** begin DATA EXCERPT **

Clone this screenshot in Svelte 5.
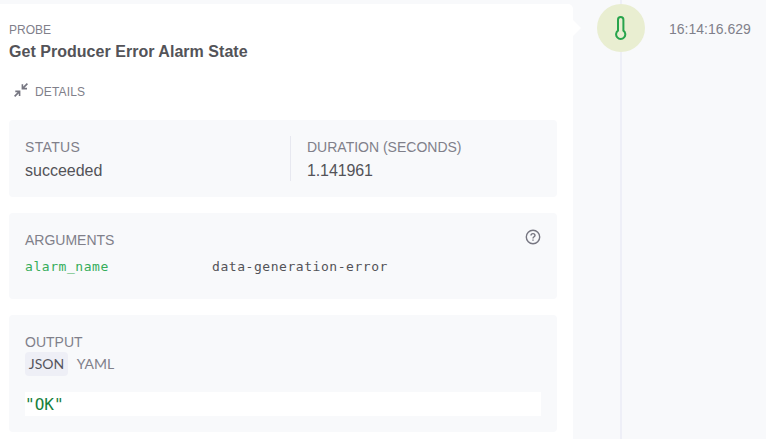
<script>
  const formats = ['JSON', 'YAML'];
  let active = $state('JSON');
</script>

<div class="page">
  <main class="panel">
    <header>
      <div class="kind">PROBE</div>
      <h1>Get Producer Error Alarm State</h1>
      <div class="details">
        <svg width="14" height="14" viewBox="0 0 14 14" fill="none" stroke="#767681" stroke-width="1.6">
          <path d="M13.4.6 8.4 5.6M8.4 1.2v4.4h4.6M.6 13.4l5-5M1.3 8.4h4.3v4.5" />
        </svg>
        <span>DETAILS</span>
      </div>
    </header>

    <section class="card stats">
      <div class="stat">
        <div class="label status">STATUS</div>
        <div class="value">succeeded</div>
      </div>
      <div class="stat second">
        <div class="label">DURATION (SECONDS)</div>
        <div class="value number">1.141961</div>
      </div>
    </section>

    <section class="card arguments">
      <div class="heading">
        <div class="label">ARGUMENTS</div>
        <svg width="16" height="16" viewBox="0 0 16 16" fill="none" stroke="#767681" stroke-width="1.4">
          <circle cx="8" cy="8" r="6.7" />
          <path d="M6 6.6C6 5.4 6.9 4.6 8 4.6s2 .8 2 1.8C10 7.7 8 7.8 8 9.4M8 10.6v1.2" />
        </svg>
      </div>
      <div class="row">
        <span class="key">alarm_name</span>
        <span>data-generation-error</span>
      </div>
    </section>

    <section class="card output">
      <div class="label">OUTPUT</div>
      <div class="tabs">
        {#each formats as format}
          <button class:active={active === format} onclick={() => (active = format)}>{format}</button>
        {/each}
      </div>
      <pre>"OK"</pre>
    </section>
  </main>

  <aside>
    <div class="track">
      <div class="badge">
        <svg width="12" height="24" viewBox="0 0 12 24" fill="none" stroke="#28a44c" stroke-width="2">
          <path d="M3 14.6V3.7a2.7 2.7 0 0 1 5.4 0v10.9a4.6 4.6 0 1 1-5.4 0Z" />
        </svg>
      </div>
    </div>
    <time>16:14:16.629</time>
  </aside>
</div>

<style>
  .page {
    display: flex;
    width: 766px;
    height: 439px;
    overflow: hidden;
    background: #f8f9fb;
    color: #535358;
    font-family: "Liberation Sans", Arial, sans-serif;
  }
  .panel {
    position: relative;
    box-sizing: border-box;
    width: 573px;
    height: 440px;
    margin-top: 4px;
    padding: 16px 16px 0 9px;
    background: #fff;
    border-top-right-radius: 5px;
  }
  .panel::after {
    content: "";
    position: absolute;
    left: 573px;
    top: 16px;
    border: 8px solid transparent;
    border-left-color: #fff;
    border-right: 0;
  }
  header { height: 100px; }
  .kind {
    font-size: 12px;
    line-height: 20px;
    color: #80808a;
  }
  h1 {
    margin: 0;
    font-size: 16px;
    line-height: 24px;
    font-weight: 700;
    letter-spacing: 0.03px;
  }
  .details {
    display: flex;
    gap: 7px;
    height: 20px;
    margin-top: 18px;
    padding-left: 5px;
    font-size: 12px;
    line-height: 20px;
    letter-spacing: 0.14px;
    color: #80808a;
  }
  .details svg { margin-top: 1px; }
  .card {
    box-sizing: border-box;
    padding: 16px;
    border-radius: 4px;
    background: #f8f9fb;
  }
  .label {
    height: 21px;
    font-size: 14px;
    line-height: 23px;
    color: #80808a;
    white-space: nowrap;
  }
  .status { letter-spacing: 0.35px; }
  .value {
    padding-top: 2px;
    font-size: 16px;
    line-height: 24px;
  }
  .number { letter-spacing: -0.12px; }
  .stats { display: flex; height: 77px; }
  .stat { width: 265px; height: 45px; }
  .second {
    box-sizing: border-box;
    padding-left: 16px;
    width: 251px;
    border-left: 1px solid #e7e8f0;
  }
  .arguments { height: 86px; margin-top: 16px; }
  .heading { display: flex; justify-content: space-between; }
  .row {
    display: grid;
    grid-template-columns: 187px 1fr;
    margin-top: 6px;
    font: 13px/21px "DejaVu Sans Mono", monospace;
    letter-spacing: 0.55px;
  }
  .key { color: #35ad5a; }
  .output { height: 117px; margin-top: 16px; }
  .tabs { display: flex; gap: 6px; }
  button {
    width: 43px;
    height: 24px;
    padding: 0;
    border: 0;
    border-radius: 4px;
    background: none;
    color: #80808a;
    font: 14px/24px Lato, "Noto Sans", sans-serif;
    text-align: center;
  }
  button.active { background: #eeeff6; color: #55555d; }
  pre {
    margin: 16px 0 0;
    height: 24px;
    background: #fff;
    color: #16803c;
    font: 16px/26px "DejaVu Sans Mono", monospace;
  }
  aside { display: flex; width: 193px; }
  .track {
    width: 48px;
    margin-left: 24px;
    background: linear-gradient(#eeeff7, #eeeff7) 23px 0 / 2px 100% no-repeat;
  }
  .badge {
    display: flex;
    align-items: center;
    justify-content: center;
    width: 48px;
    height: 48px;
    margin-top: 4px;
    border-radius: 50%;
    background: #e9eed1;
  }
  time {
    margin: 19px 0 0 24px;
    font-size: 14px;
    line-height: 21px;
    color: #80808a;
  }
</style>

** end DATA EXCERPT **

[DIRECTIVE] Reproduce every line above as written, skipping pictures.

[REPLY]
Clone this screenshot in Svelte 5.
<script>
  const formats = ['JSON', 'YAML'];
  let active = $state('JSON');
</script>

<div class="page">
  <main class="panel">
    <header>
      <div class="kind">PROBE</div>
      <h1>Get Producer Error Alarm State</h1>
      <div class="details">
        <svg width="14" height="14" viewBox="0 0 14 14" fill="none" stroke="#767681" stroke-width="1.6">
          <path d="M13.4.6 8.4 5.6M8.4 1.2v4.4h4.6M.6 13.4l5-5M1.3 8.4h4.3v4.5" />
        </svg>
        <span>DETAILS</span>
      </div>
    </header>

    <section class="card stats">
      <div class="stat">
        <div class="label status">STATUS</div>
        <div class="value">succeeded</div>
      </div>
      <div class="stat second">
        <div class="label">DURATION (SECONDS)</div>
        <div class="value number">1.141961</div>
      </div>
    </section>

    <section class="card arguments">
      <div class="heading">
        <div class="label">ARGUMENTS</div>
        <svg width="16" height="16" viewBox="0 0 16 16" fill="none" stroke="#767681" stroke-width="1.4">
          <circle cx="8" cy="8" r="6.7" />
          <path d="M6 6.6C6 5.4 6.9 4.6 8 4.6s2 .8 2 1.8C10 7.7 8 7.8 8 9.4M8 10.6v1.2" />
        </svg>
      </div>
      <div class="row">
        <span class="key">alarm_name</span>
        <span>data-generation-error</span>
      </div>
    </section>

    <section class="card output">
      <div class="label">OUTPUT</div>
      <div class="tabs">
        {#each formats as format}
          <button class:active={active === format} onclick={() => (active = format)}>{format}</button>
        {/each}
      </div>
      <pre>"OK"</pre>
    </section>
  </main>

  <aside>
    <div class="track">
      <div class="badge">
        <svg width="12" height="24" viewBox="0 0 12 24" fill="none" stroke="#28a44c" stroke-width="2">
          <path d="M3 14.6V3.7a2.7 2.7 0 0 1 5.4 0v10.9a4.6 4.6 0 1 1-5.4 0Z" />
        </svg>
      </div>
    </div>
    <time>16:14:16.629</time>
  </aside>
</div>

<style>
  .page {
    display: flex;
    width: 766px;
    height: 439px;
    overflow: hidden;
    background: #f8f9fb;
    color: #535358;
    font-family: "Liberation Sans", Arial, sans-serif;
  }
  .panel {
    position: relative;
    box-sizing: border-box;
    width: 573px;
    height: 440px;
    margin-top: 4px;
    padding: 16px 16px 0 9px;
    background: #fff;
    border-top-right-radius: 5px;
  }
  .panel::after {
    content: "";
    position: absolute;
    left: 573px;
    top: 16px;
    border: 8px solid transparent;
    border-left-color: #fff;
    border-right: 0;
  }
  header { height: 100px; }
  .kind {
    font-size: 12px;
    line-height: 20px;
    color: #80808a;
  }
  h1 {
    margin: 0;
    font-size: 16px;
    line-height: 24px;
    font-weight: 700;
    letter-spacing: 0.03px;
  }
  .details {
    display: flex;
    gap: 7px;
    height: 20px;
    margin-top: 18px;
    padding-left: 5px;
    font-size: 12px;
    line-height: 20px;
    letter-spacing: 0.14px;
    color: #80808a;
  }
  .details svg { margin-top: 1px; }
  .card {
    box-sizing: border-box;
    padding: 16px;
    border-radius: 4px;
    background: #f8f9fb;
  }
  .label {
    height: 21px;
    font-size: 14px;
    line-height: 23px;
    color: #80808a;
    white-space: nowrap;
  }
  .status { letter-spacing: 0.35px; }
  .value {
    padding-top: 2px;
    font-size: 16px;
    line-height: 24px;
  }
  .number { letter-spacing: -0.12px; }
  .stats { display: flex; height: 77px; }
  .stat { width: 265px; height: 45px; }
  .second {
    box-sizing: border-box;
    padding-left: 16px;
    width: 251px;
    border-left: 1px solid #e7e8f0;
  }
  .arguments { height: 86px; margin-top: 16px; }
  .heading { display: flex; justify-content: space-between; }
  .row {
    display: grid;
    grid-template-columns: 187px 1fr;
    margin-top: 6px;
    font: 13px/21px "DejaVu Sans Mono", monospace;
    letter-spacing: 0.55px;
  }
  .key { color: #35ad5a; }
  .output { height: 117px; margin-top: 16px; }
  .tabs { display: flex; gap: 6px; }
  button {
    width: 43px;
    height: 24px;
    padding: 0;
    border: 0;
    border-radius: 4px;
    background: none;
    color: #80808a;
    font: 14px/24px Lato, "Noto Sans", sans-serif;
    text-align: center;
  }
  button.active { background: #eeeff6; color: #55555d; }
  pre {
    margin: 16px 0 0;
    height: 24px;
    background: #fff;
    color: #16803c;
    font: 16px/26px "DejaVu Sans Mono", monospace;
  }
  aside { display: flex; width: 193px; }
  .track {
    width: 48px;
    margin-left: 24px;
    background: linear-gradient(#eeeff7, #eeeff7) 23px 0 / 2px 100% no-repeat;
  }
  .badge {
    display: flex;
    align-items: center;
    justify-content: center;
    width: 48px;
    height: 48px;
    margin-top: 4px;
    border-radius: 50%;
    background: #e9eed1;
  }
  time {
    margin: 19px 0 0 24px;
    font-size: 14px;
    line-height: 21px;
    color: #80808a;
  }
</style>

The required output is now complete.